Stated task — Copy out each line below exactly as it appears.

Dataset excerpt —
──────────────────────────────

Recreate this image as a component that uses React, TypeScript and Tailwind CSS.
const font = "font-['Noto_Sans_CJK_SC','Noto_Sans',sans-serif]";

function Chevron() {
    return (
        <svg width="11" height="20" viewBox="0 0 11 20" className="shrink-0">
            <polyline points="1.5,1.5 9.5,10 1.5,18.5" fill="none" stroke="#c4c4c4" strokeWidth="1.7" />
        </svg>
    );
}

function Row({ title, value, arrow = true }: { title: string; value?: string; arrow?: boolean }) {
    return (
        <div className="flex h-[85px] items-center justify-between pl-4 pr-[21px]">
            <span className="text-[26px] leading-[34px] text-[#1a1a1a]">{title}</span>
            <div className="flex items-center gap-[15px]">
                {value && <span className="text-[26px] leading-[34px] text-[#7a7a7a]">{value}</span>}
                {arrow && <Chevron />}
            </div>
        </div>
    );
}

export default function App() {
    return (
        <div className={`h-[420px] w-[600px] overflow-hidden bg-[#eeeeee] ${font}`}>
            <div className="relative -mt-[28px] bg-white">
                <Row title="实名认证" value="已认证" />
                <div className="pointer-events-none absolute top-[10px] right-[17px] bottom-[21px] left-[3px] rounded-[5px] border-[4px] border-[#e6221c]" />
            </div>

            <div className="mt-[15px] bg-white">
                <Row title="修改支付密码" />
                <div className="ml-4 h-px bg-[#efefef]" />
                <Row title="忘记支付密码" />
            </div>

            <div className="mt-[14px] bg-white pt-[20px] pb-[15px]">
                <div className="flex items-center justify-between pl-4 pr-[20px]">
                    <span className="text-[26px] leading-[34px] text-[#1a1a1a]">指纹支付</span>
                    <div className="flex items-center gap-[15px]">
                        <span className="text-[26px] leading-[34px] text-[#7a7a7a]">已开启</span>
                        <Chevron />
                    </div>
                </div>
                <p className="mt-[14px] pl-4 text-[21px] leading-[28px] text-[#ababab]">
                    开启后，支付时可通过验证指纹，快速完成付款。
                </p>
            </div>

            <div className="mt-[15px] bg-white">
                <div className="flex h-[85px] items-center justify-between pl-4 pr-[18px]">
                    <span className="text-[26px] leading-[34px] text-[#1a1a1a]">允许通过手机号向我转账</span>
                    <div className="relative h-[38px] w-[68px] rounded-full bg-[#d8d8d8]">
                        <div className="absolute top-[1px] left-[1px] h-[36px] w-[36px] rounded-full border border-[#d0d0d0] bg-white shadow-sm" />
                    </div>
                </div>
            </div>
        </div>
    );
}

──────────────────────────────

Result —
Recreate this image as a component that uses React, TypeScript and Tailwind CSS.
const font = "font-['Noto_Sans_CJK_SC','Noto_Sans',sans-serif]";

function Chevron() {
    return (
        <svg width="11" height="20" viewBox="0 0 11 20" className="shrink-0">
            <polyline points="1.5,1.5 9.5,10 1.5,18.5" fill="none" stroke="#c4c4c4" strokeWidth="1.7" />
        </svg>
    );
}

function Row({ title, value, arrow = true }: { title: string; value?: string; arrow?: boolean }) {
    return (
        <div className="flex h-[85px] items-center justify-between pl-4 pr-[21px]">
            <span className="text-[26px] leading-[34px] text-[#1a1a1a]">{title}</span>
            <div className="flex items-center gap-[15px]">
                {value && <span className="text-[26px] leading-[34px] text-[#7a7a7a]">{value}</span>}
                {arrow && <Chevron />}
            </div>
        </div>
    );
}

export default function App() {
    return (
        <div className={`h-[420px] w-[600px] overflow-hidden bg-[#eeeeee] ${font}`}>
            <div className="relative -mt-[28px] bg-white">
                <Row title="实名认证" value="已认证" />
                <div className="pointer-events-none absolute top-[10px] right-[17px] bottom-[21px] left-[3px] rounded-[5px] border-[4px] border-[#e6221c]" />
            </div>

            <div className="mt-[15px] bg-white">
                <Row title="修改支付密码" />
                <div className="ml-4 h-px bg-[#efefef]" />
                <Row title="忘记支付密码" />
            </div>

            <div className="mt-[14px] bg-white pt-[20px] pb-[15px]">
                <div className="flex items-center justify-between pl-4 pr-[20px]">
                    <span className="text-[26px] leading-[34px] text-[#1a1a1a]">指纹支付</span>
                    <div className="flex items-center gap-[15px]">
                        <span className="text-[26px] leading-[34px] text-[#7a7a7a]">已开启</span>
                        <Chevron />
                    </div>
                </div>
                <p className="mt-[14px] pl-4 text-[21px] leading-[28px] text-[#ababab]">
                    开启后，支付时可通过验证指纹，快速完成付款。
                </p>
            </div>

            <div className="mt-[15px] bg-white">
                <div className="flex h-[85px] items-center justify-between pl-4 pr-[18px]">
                    <span className="text-[26px] leading-[34px] text-[#1a1a1a]">允许通过手机号向我转账</span>
                    <div className="relative h-[38px] w-[68px] rounded-full bg-[#d8d8d8]">
                        <div className="absolute top-[1px] left-[1px] h-[36px] w-[36px] rounded-full border border-[#d0d0d0] bg-white shadow-sm" />
                    </div>
                </div>
            </div>
        </div>
    );
}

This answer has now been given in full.